<<<<
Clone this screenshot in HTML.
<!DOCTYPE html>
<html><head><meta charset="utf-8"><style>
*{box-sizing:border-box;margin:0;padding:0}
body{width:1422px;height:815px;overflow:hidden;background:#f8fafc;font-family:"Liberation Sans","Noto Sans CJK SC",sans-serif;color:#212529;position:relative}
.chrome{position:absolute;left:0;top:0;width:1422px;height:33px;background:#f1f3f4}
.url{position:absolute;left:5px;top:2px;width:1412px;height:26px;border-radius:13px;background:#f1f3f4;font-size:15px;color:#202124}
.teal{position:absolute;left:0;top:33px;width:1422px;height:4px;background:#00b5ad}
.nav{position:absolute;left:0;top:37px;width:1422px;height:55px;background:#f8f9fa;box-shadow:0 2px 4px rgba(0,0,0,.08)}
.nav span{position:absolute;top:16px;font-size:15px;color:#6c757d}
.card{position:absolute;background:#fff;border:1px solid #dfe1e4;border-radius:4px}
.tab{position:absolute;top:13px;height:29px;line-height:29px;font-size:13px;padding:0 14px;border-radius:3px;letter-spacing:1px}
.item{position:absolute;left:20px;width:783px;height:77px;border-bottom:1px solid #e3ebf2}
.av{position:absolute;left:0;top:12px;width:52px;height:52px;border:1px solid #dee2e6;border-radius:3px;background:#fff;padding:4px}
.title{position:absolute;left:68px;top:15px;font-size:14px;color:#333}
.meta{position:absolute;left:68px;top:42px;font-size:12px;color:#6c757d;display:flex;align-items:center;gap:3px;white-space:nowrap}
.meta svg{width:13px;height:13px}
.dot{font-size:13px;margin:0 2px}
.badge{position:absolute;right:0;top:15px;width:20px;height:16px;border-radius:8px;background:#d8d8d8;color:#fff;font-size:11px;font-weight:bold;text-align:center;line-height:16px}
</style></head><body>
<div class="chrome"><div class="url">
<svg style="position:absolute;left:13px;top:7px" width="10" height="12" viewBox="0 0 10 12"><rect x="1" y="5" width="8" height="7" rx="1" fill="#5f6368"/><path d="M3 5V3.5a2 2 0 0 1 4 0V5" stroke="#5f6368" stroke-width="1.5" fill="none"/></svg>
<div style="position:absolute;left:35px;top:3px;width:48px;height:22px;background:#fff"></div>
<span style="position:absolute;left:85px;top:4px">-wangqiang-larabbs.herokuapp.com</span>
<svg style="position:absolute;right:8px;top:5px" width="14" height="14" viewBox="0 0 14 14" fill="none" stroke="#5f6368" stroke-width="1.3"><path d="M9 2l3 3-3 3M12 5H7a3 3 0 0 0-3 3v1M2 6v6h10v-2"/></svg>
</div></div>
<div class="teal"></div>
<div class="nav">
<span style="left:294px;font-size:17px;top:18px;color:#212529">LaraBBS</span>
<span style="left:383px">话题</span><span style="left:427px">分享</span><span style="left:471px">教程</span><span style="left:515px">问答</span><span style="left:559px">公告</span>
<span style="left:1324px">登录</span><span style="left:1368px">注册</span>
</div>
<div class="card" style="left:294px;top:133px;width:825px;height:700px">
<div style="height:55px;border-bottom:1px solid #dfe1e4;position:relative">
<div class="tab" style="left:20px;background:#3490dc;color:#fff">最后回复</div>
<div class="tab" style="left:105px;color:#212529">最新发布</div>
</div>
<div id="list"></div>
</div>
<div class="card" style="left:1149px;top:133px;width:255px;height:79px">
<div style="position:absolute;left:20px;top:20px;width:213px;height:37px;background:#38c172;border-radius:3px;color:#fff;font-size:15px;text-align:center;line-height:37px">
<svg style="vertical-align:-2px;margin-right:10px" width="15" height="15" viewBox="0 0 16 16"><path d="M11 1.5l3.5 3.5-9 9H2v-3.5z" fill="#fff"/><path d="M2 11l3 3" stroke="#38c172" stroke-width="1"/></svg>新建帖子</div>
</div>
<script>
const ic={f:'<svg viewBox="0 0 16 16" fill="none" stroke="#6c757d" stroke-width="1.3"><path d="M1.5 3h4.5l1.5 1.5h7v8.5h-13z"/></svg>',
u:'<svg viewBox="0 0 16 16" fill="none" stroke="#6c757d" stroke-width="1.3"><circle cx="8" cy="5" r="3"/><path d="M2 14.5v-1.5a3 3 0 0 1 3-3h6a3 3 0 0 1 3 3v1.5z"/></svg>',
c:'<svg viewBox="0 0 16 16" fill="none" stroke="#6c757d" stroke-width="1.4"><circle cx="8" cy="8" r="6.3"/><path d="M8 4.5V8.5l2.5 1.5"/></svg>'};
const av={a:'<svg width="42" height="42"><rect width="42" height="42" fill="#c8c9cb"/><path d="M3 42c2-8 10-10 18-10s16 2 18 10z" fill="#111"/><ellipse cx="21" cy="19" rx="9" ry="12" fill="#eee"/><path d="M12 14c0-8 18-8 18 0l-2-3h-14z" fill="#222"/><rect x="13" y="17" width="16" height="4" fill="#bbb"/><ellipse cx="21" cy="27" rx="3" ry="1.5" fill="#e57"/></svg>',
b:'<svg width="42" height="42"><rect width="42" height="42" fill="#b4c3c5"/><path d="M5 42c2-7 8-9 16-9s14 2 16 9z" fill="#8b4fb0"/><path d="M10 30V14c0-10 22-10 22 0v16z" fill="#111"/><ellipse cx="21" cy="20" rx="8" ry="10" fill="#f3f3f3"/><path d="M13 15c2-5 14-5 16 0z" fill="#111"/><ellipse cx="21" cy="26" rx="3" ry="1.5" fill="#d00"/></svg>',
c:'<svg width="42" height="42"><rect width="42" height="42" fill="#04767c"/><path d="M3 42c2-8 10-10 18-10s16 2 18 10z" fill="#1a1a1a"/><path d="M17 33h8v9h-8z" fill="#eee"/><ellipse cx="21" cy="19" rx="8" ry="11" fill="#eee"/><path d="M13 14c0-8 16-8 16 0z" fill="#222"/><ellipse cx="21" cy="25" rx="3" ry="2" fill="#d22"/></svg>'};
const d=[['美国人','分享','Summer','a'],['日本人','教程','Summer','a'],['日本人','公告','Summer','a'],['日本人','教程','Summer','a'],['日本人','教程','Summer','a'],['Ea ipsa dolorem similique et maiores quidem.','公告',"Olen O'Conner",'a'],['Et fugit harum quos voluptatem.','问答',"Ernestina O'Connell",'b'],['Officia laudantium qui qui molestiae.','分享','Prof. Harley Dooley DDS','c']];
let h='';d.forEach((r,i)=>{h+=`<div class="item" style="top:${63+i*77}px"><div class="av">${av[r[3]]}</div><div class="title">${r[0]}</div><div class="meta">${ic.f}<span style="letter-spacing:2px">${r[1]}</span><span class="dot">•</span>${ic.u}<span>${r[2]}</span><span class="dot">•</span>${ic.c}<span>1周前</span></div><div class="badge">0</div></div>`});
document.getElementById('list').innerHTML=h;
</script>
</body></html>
>>>>
| Task |
Your task is to quote the listing above word for word.

| Task response |
Clone this screenshot in HTML.
<!DOCTYPE html>
<html><head><meta charset="utf-8"><style>
*{box-sizing:border-box;margin:0;padding:0}
body{width:1422px;height:815px;overflow:hidden;background:#f8fafc;font-family:"Liberation Sans","Noto Sans CJK SC",sans-serif;color:#212529;position:relative}
.chrome{position:absolute;left:0;top:0;width:1422px;height:33px;background:#f1f3f4}
.url{position:absolute;left:5px;top:2px;width:1412px;height:26px;border-radius:13px;background:#f1f3f4;font-size:15px;color:#202124}
.teal{position:absolute;left:0;top:33px;width:1422px;height:4px;background:#00b5ad}
.nav{position:absolute;left:0;top:37px;width:1422px;height:55px;background:#f8f9fa;box-shadow:0 2px 4px rgba(0,0,0,.08)}
.nav span{position:absolute;top:16px;font-size:15px;color:#6c757d}
.card{position:absolute;background:#fff;border:1px solid #dfe1e4;border-radius:4px}
.tab{position:absolute;top:13px;height:29px;line-height:29px;font-size:13px;padding:0 14px;border-radius:3px;letter-spacing:1px}
.item{position:absolute;left:20px;width:783px;height:77px;border-bottom:1px solid #e3ebf2}
.av{position:absolute;left:0;top:12px;width:52px;height:52px;border:1px solid #dee2e6;border-radius:3px;background:#fff;padding:4px}
.title{position:absolute;left:68px;top:15px;font-size:14px;color:#333}
.meta{position:absolute;left:68px;top:42px;font-size:12px;color:#6c757d;display:flex;align-items:center;gap:3px;white-space:nowrap}
.meta svg{width:13px;height:13px}
.dot{font-size:13px;margin:0 2px}
.badge{position:absolute;right:0;top:15px;width:20px;height:16px;border-radius:8px;background:#d8d8d8;color:#fff;font-size:11px;font-weight:bold;text-align:center;line-height:16px}
</style></head><body>
<div class="chrome"><div class="url">
<svg style="position:absolute;left:13px;top:7px" width="10" height="12" viewBox="0 0 10 12"><rect x="1" y="5" width="8" height="7" rx="1" fill="#5f6368"/><path d="M3 5V3.5a2 2 0 0 1 4 0V5" stroke="#5f6368" stroke-width="1.5" fill="none"/></svg>
<div style="position:absolute;left:35px;top:3px;width:48px;height:22px;background:#fff"></div>
<span style="position:absolute;left:85px;top:4px">-wangqiang-larabbs.herokuapp.com</span>
<svg style="position:absolute;right:8px;top:5px" width="14" height="14" viewBox="0 0 14 14" fill="none" stroke="#5f6368" stroke-width="1.3"><path d="M9 2l3 3-3 3M12 5H7a3 3 0 0 0-3 3v1M2 6v6h10v-2"/></svg>
</div></div>
<div class="teal"></div>
<div class="nav">
<span style="left:294px;font-size:17px;top:18px;color:#212529">LaraBBS</span>
<span style="left:383px">话题</span><span style="left:427px">分享</span><span style="left:471px">教程</span><span style="left:515px">问答</span><span style="left:559px">公告</span>
<span style="left:1324px">登录</span><span style="left:1368px">注册</span>
</div>
<div class="card" style="left:294px;top:133px;width:825px;height:700px">
<div style="height:55px;border-bottom:1px solid #dfe1e4;position:relative">
<div class="tab" style="left:20px;background:#3490dc;color:#fff">最后回复</div>
<div class="tab" style="left:105px;color:#212529">最新发布</div>
</div>
<div id="list"></div>
</div>
<div class="card" style="left:1149px;top:133px;width:255px;height:79px">
<div style="position:absolute;left:20px;top:20px;width:213px;height:37px;background:#38c172;border-radius:3px;color:#fff;font-size:15px;text-align:center;line-height:37px">
<svg style="vertical-align:-2px;margin-right:10px" width="15" height="15" viewBox="0 0 16 16"><path d="M11 1.5l3.5 3.5-9 9H2v-3.5z" fill="#fff"/><path d="M2 11l3 3" stroke="#38c172" stroke-width="1"/></svg>新建帖子</div>
</div>
<script>
const ic={f:'<svg viewBox="0 0 16 16" fill="none" stroke="#6c757d" stroke-width="1.3"><path d="M1.5 3h4.5l1.5 1.5h7v8.5h-13z"/></svg>',
u:'<svg viewBox="0 0 16 16" fill="none" stroke="#6c757d" stroke-width="1.3"><circle cx="8" cy="5" r="3"/><path d="M2 14.5v-1.5a3 3 0 0 1 3-3h6a3 3 0 0 1 3 3v1.5z"/></svg>',
c:'<svg viewBox="0 0 16 16" fill="none" stroke="#6c757d" stroke-width="1.4"><circle cx="8" cy="8" r="6.3"/><path d="M8 4.5V8.5l2.5 1.5"/></svg>'};
const av={a:'<svg width="42" height="42"><rect width="42" height="42" fill="#c8c9cb"/><path d="M3 42c2-8 10-10 18-10s16 2 18 10z" fill="#111"/><ellipse cx="21" cy="19" rx="9" ry="12" fill="#eee"/><path d="M12 14c0-8 18-8 18 0l-2-3h-14z" fill="#222"/><rect x="13" y="17" width="16" height="4" fill="#bbb"/><ellipse cx="21" cy="27" rx="3" ry="1.5" fill="#e57"/></svg>',
b:'<svg width="42" height="42"><rect width="42" height="42" fill="#b4c3c5"/><path d="M5 42c2-7 8-9 16-9s14 2 16 9z" fill="#8b4fb0"/><path d="M10 30V14c0-10 22-10 22 0v16z" fill="#111"/><ellipse cx="21" cy="20" rx="8" ry="10" fill="#f3f3f3"/><path d="M13 15c2-5 14-5 16 0z" fill="#111"/><ellipse cx="21" cy="26" rx="3" ry="1.5" fill="#d00"/></svg>',
c:'<svg width="42" height="42"><rect width="42" height="42" fill="#04767c"/><path d="M3 42c2-8 10-10 18-10s16 2 18 10z" fill="#1a1a1a"/><path d="M17 33h8v9h-8z" fill="#eee"/><ellipse cx="21" cy="19" rx="8" ry="11" fill="#eee"/><path d="M13 14c0-8 16-8 16 0z" fill="#222"/><ellipse cx="21" cy="25" rx="3" ry="2" fill="#d22"/></svg>'};
const d=[['美国人','分享','Summer','a'],['日本人','教程','Summer','a'],['日本人','公告','Summer','a'],['日本人','教程','Summer','a'],['日本人','教程','Summer','a'],['Ea ipsa dolorem similique et maiores quidem.','公告',"Olen O'Conner",'a'],['Et fugit harum quos voluptatem.','问答',"Ernestina O'Connell",'b'],['Officia laudantium qui qui molestiae.','分享','Prof. Harley Dooley DDS','c']];
let h='';d.forEach((r,i)=>{h+=`<div class="item" style="top:${63+i*77}px"><div class="av">${av[r[3]]}</div><div class="title">${r[0]}</div><div class="meta">${ic.f}<span style="letter-spacing:2px">${r[1]}</span><span class="dot">•</span>${ic.u}<span>${r[2]}</span><span class="dot">•</span>${ic.c}<span>1周前</span></div><div class="badge">0</div></div>`});
document.getElementById('list').innerHTML=h;
</script>
</body></html>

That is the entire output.